En el entramado político mexicano, quienes poseen talento, visión y compromiso no radica en la lucha contra adversarios externos, sino en la resistencia sistemática que enfrentan dentro de sus propias filas. La cultura del bloqueo, promovida por cúpulas temerosas de perder el control, se ha convertido en el talón de Aquiles para quienes poseen las capacidades y el carácter para encabezar transformaciones profundas.
El caso de Wendy Briceño Zuloaga, excluida de la contienda por la dirigencia estatal de Morena en Sonora, arroja luz sobre esta problemática. Bajo el pretexto de un punto en la convocatoria que contradice los estatutos del partido, se le impidió participar en una elección donde las bases parecían respaldar ampliamente su liderazgo. Este hecho, más allá de un conflicto interno, simboliza la tensión entre las estructuras que perpetúan el status quo y los liderazgos que buscan recuperar los principios fundacionales.
La exclusión de políticas y políticos con talento no es un fenómeno aislado. A lo largo de la historia, los partidos han privilegiado la lealtad ciega sobre la capacidad, consolidando dinámicas que favorecen la mediocridad y ahogan el pensamiento crítico. Este fenómeno no solo debilita la democracia interna, sino que también priva a la ciudadanía de representantes con la capacidad de encarnar y resolver las demandas más apremiantes.
Como lo expresó Briceño en su comunicado, “la congruencia es siempre una buena guía, aunque no siempre muestra con claridad el mejor camino a tomar”. Estas palabras resumen el dilema al que se enfrentan las y los políticos con principios en un entorno que premia la docilidad y castiga la inteligencia.
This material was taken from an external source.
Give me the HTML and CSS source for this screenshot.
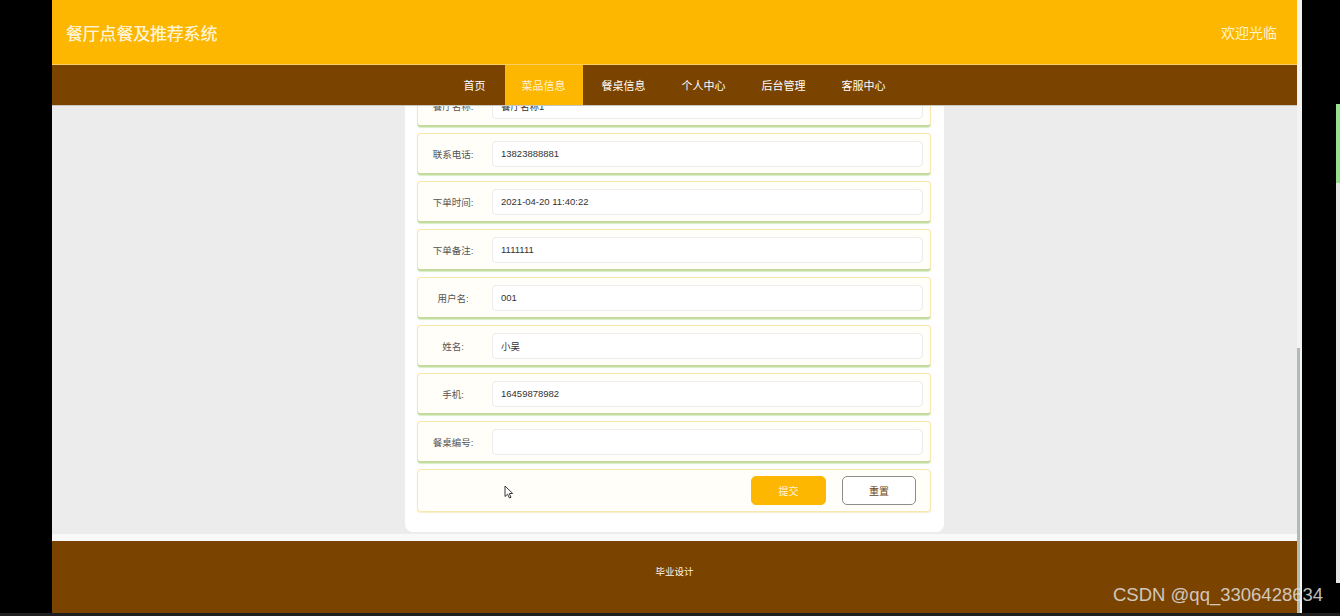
FILE: index.html
```html
<!DOCTYPE html>
<html lang="zh-CN">
<head>
<meta charset="utf-8">
<title>餐厅点餐及推荐系统</title>
<link rel="stylesheet" href="styles.css">
</head>
<body>
<div class="screen">
  <div class="side-left"></div>
  <div class="page">
    <header class="topbar">
      <h1 class="brand">餐厅点餐及推荐系统</h1>
      <span class="welcome">欢迎光临</span>
    </header>
    <nav class="nav">
      <a class="nav-item">首页</a>
      <a class="nav-item active">菜品信息</a>
      <a class="nav-item">餐桌信息</a>
      <a class="nav-item">个人中心</a>
      <a class="nav-item">后台管理</a>
      <a class="nav-item">客服中心</a>
    </nav>
    <main class="main">
      <div class="card">
        <form class="form">
          <div class="row"><label class="label">餐厅名称:</label><input class="field" value="餐厅名称1" readonly></div>
          <div class="row"><label class="label">联系电话:</label><input class="field" value="13823888881" readonly></div>
          <div class="row"><label class="label">下单时间:</label><input class="field" value="2021-04-20 11:40:22" readonly></div>
          <div class="row"><label class="label">下单备注:</label><input class="field" value="1111111" readonly></div>
          <div class="row"><label class="label">用户名:</label><input class="field" value="001" readonly></div>
          <div class="row"><label class="label">姓名:</label><input class="field" value="小吴" readonly></div>
          <div class="row"><label class="label">手机:</label><input class="field" value="16459878982" readonly></div>
          <div class="row"><label class="label">餐桌编号:</label><input class="field" value="" readonly></div>
          <div class="row actions">
            <button type="button" class="btn btn-submit">提交</button>
            <button type="button" class="btn btn-reset">重置</button>
          </div>
        </form>
      </div>
    </main>
    <div class="strip"></div>
    <footer class="footer">毕业设计</footer>
  </div>
  <div class="scrollbar"><div class="thumb"></div></div>
  <div class="side-right">
    <div class="edge">
      <div class="edge-top"></div>
      <div class="edge-green"></div>
      <div class="edge-light"></div>
    </div>
  </div>
</div>
<div class="taskbar"></div>
<div class="watermark">CSDN @qq_3306428634</div>
<svg class="cursor" width="10" height="14" viewBox="0 0 10 14"><path d="M1 1 L1 11.5 L3.6 9.2 L5.4 13 L7 12.3 L5.3 8.6 L8.6 8.4 Z" fill="#fff" stroke="#222" stroke-width="0.9" stroke-linejoin="round"/></svg>
</body>
</html>
```

FILE: styles.css
```css
html, body {
  margin: 0;
  padding: 0;
}
body {
  width: 1340px;
  height: 616px;
  overflow: hidden;
  background: #000;
  position: relative;
  font-family: "Liberation Sans", "Noto Sans CJK SC", sans-serif;
}
.screen {
  display: flex;
  height: 613px;
}
.side-left {
  width: 52px;
  background: #000;
}
.page {
  width: 1245px;
  display: flex;
  flex-direction: column;
  background: #ececec;
}
.topbar {
  height: 64px;
  border-bottom: 1px solid #f9cf62;
  background: #fdb701;
  display: flex;
  align-items: center;
  justify-content: space-between;
  padding: 0 20px 0 14px;
}
.brand {
  margin: 0;
  font-size: 17px;
  font-weight: normal;
  color: #fff3d2;
  letter-spacing: -0.2px;
  text-shadow: 0 0 0.4px #fff3d2;
}
.welcome {
  font-size: 14px;
  color: #fff3d2;
}
.nav {
  height: 41px;
  background: #7a4300;
  display: flex;
  justify-content: center;
  gap: 2px;
  border-bottom: 1px solid #c9c6bd;
  box-sizing: border-box;
}
.nav-item {
  padding: 0 17px;
  display: flex;
  align-items: center;
  font-size: 11px;
  color: #fff;
  cursor: pointer;
}
.nav-item.active {
  background: #fdb701;
  color: #fff3d2;
}
.main {
  height: 427px;
  overflow: hidden;
}
.card {
  width: 539px;
  margin: -33px auto 0;
  box-sizing: border-box;
  background: #fff;
  border-radius: 0 0 8px 8px;
  padding: 12px 13px 20px 12px;
}
.form {
  display: flex;
  flex-direction: column;
  gap: 6px;
  margin: 0;
}
.row {
  height: 42px;
  box-sizing: border-box;
  display: flex;
  align-items: center;
  background: #fffef9;
  border: 1px solid #f8e7ae;
  border-bottom: 2px solid #c2dc9b;
  border-radius: 4px;
  box-shadow: 0 1px 1px rgba(150, 200, 100, 0.35);
}
.label {
  width: 70px;
  margin-right: 4px;
  text-align: center;
  font-size: 9.5px;
  color: #555;
  flex: none;
}
.field {
  flex: 1;
  height: 26px;
  margin-right: 7px;
  box-sizing: border-box;
  border: 1px solid #ececec;
  border-radius: 4px;
  background: #fff;
  padding: 0 0 0 8px;
  font-family: "Liberation Sans", "Noto Sans CJK SC", sans-serif;
  font-size: 9.5px;
  color: #333;
  outline: none;
}
.row.actions {
  height: 43px;
  justify-content: flex-end;
  gap: 16px;
  padding-right: 14px;
  border-bottom: 1px solid #f8e7ae;
  box-shadow: 0 1px 1px rgba(240, 220, 150, 0.5);
}
.btn {
  height: 29px;
  width: 75px;
  border-radius: 5px;
  font-family: "Liberation Sans", "Noto Sans CJK SC", sans-serif;
  font-size: 10px;
  cursor: pointer;
  padding: 0;
}
.btn-submit {
  background: #fdb701;
  border: 1px solid #fdb701;
  color: #fff5dc;
}
.btn-reset {
  width: 74px;
  background: #fff;
  border: 1px solid #8c8c8c;
  color: #6b4514;
}
.strip {
  height: 8px;
  background: #f9f9f7;
  border-top: 1px solid #ececec;
  box-sizing: border-box;
}
.footer {
  height: 72px;
  background: #7a4300;
  display: flex;
  align-items: center;
  justify-content: center;
  font-size: 9.5px;
  color: #fff6e6;
  padding-bottom: 12px;
  box-sizing: border-box;
}
.scrollbar {
  width: 5px;
  background: #f3f3f3;
  display: flex;
  flex-direction: column;
  justify-content: flex-end;
}
.thumb {
  height: 265px;
  width: 3px;
  background: #b3bcb3;
}
.side-right {
  flex: 1;
  background: #000;
  display: flex;
  justify-content: flex-end;
}
.edge {
  width: 4px;
  display: flex;
  flex-direction: column;
}
.edge-top {
  height: 104px;
  background: #000;
}
.edge-green {
  height: 79px;
  background: #9be08f;
}
.edge-light {
  height: 400px;
  background: #e6e6e6;
}
.taskbar {
  height: 3px;
  background: #1f1f1f;
}
.watermark {
  position: absolute;
  left: 1113px;
  top: 584px;
  font-family: "Liberation Sans", sans-serif;
  font-size: 18.5px;
  color: rgba(225, 225, 225, 0.85);
  white-space: nowrap;
  letter-spacing: 0;
}
.cursor {
  position: absolute;
  left: 504px;
  top: 485px;
}
```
En un sistema político donde los cuestionamientos son vistos como una amenaza y no como una oportunidad, el talento se convierte en un pecado capital.
La cultura del bloqueo es, en esencia, una contradicción con los valores democráticos que los partidos dicen defender. En lugar de fortalecer las instituciones mediante la inclusión de liderazgos diversos y comprometidos, se fomenta una dinámica que beneficia a quienes prefieren títeres en lugar de funcionarios pensantes.
El reto para los partidos, y para la política en general, es superar esta inercia que alimenta la mediocridad y debilita la legitimidad de las instituciones. Solo mediante la apertura a liderazgos sólidos y la reivindicación del pensamiento crítico será posible construir un sistema político que no solo gane elecciones, sino que represente y transforme las aspiraciones de la sociedad.
De continuar con estas prácticas, los partidos estarán condenados a una espiral de simulación que alejará aún más a la ciudadanía y perpetuará un modelo de poder que teme, antes que a cualquier oposición externa, a sus propios liderazgos con potencial para trascender.